Thermal Conversion of 2-Propyl Iodide on O/Ni(100): Changes in Product Distribution with Varying Oxygen Coverages

Abstract

The oxidation of 2-propyl iodide on oxygen-covered Ni(100) surfaces has been studied with temperature-programmed desorption (TPD), X-ray photoelectron spectroscopy (XPS), and ion-scattering spectroscopy (ISS). It was found that the product distribution is strongly dependent on oxygen preexposure, with partial oxidation being favored at low oxygen coverages and total oxidation dominating on thin oxide films.
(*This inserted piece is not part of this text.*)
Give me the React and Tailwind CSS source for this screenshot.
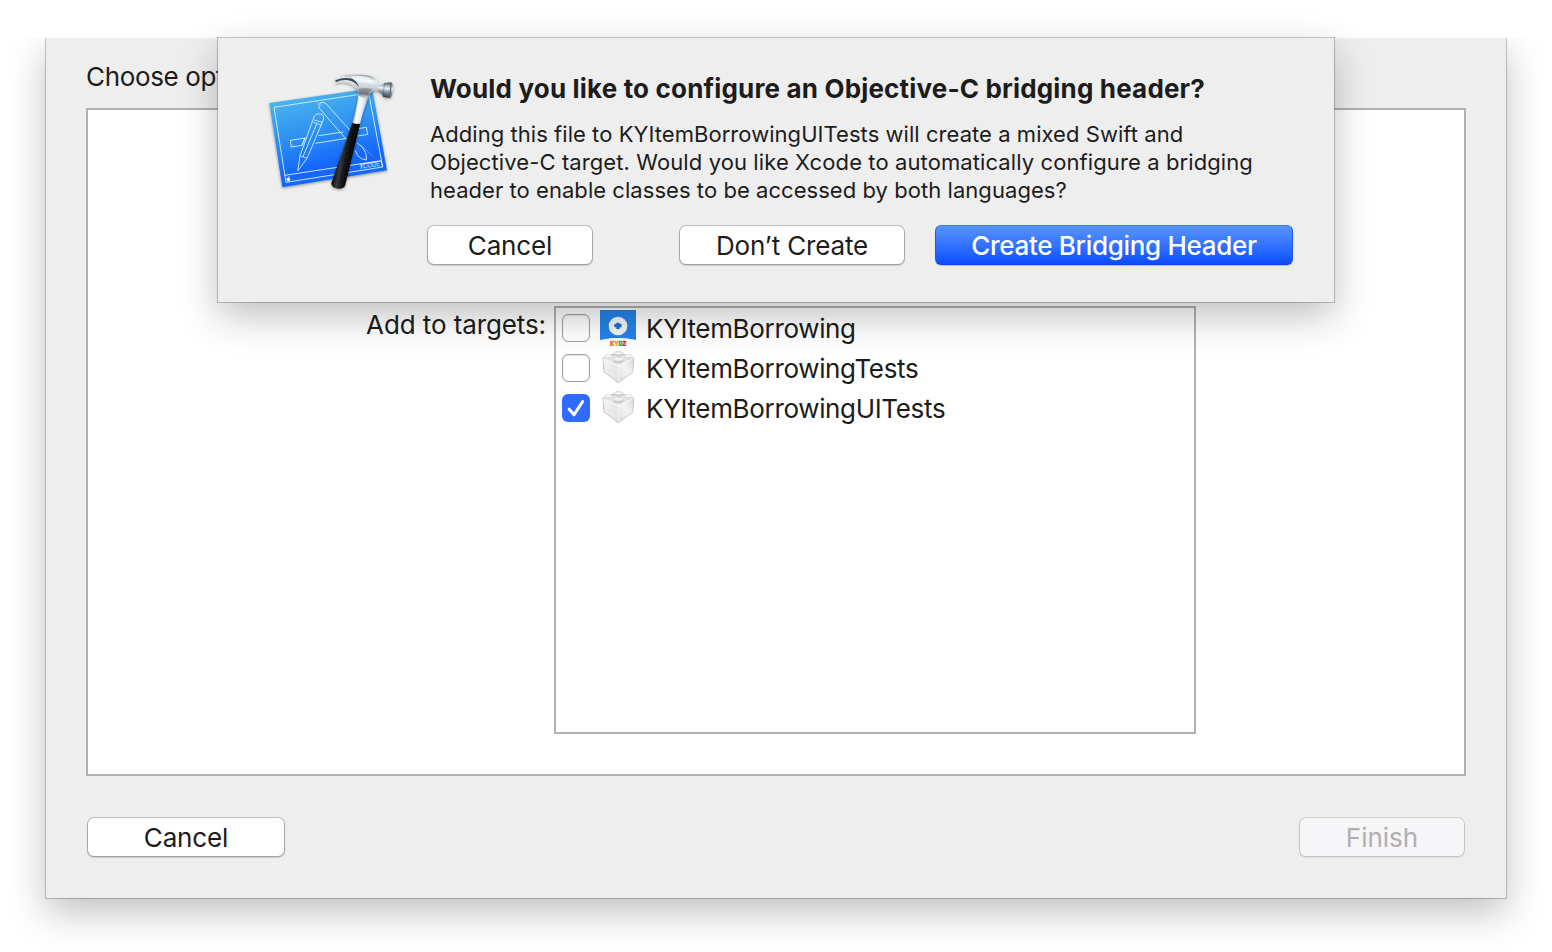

XP I 3dcore-level spectra indicate that the adsorption of 2-propyl iodide below 100 K is molecular, and ISS data strongly suggest preferential bonding to Ni sites, Annealing the 2-propyl iodide adsorbed on O/Ni(100) surfaces between 120 to 200 K generates 2-propyl groups on the nickel sites via dissociation of the C–I bond, the same as on the clean surface. For submonolayer oxygen coverages the 2-propyl groups then follow one of two reaction pathways: they either undergo hydrogenation–dehydrogenation on the nickel sites to form propane, propene, and hydrogen, or, in the case of those formed near the oxygen sites, migrate and react to form 2-propoxide groups. The 2-propoxide moieties are stable on the surface up to ∼325 K, at which point some undergo β-hydride elimination to yield acetone. The fact that the rate of desorption of acetone from the reaction of 2-propyl iodide with oxygen is reaction limited is supported by the observation that the desorption of molecular acetone from Ni(100) occurs below 300 K. Also, other TPD experiments indicate that propene does not react to yield acetone on O/Ni(100) surfaces, and that the peak shapes and temperatures for acetone desorption from the reaction of 2-propyl iodide and 2-propanol on O/Ni(100) are nearly identical, suggesting that they form from a common intermediate, 2-propoxide.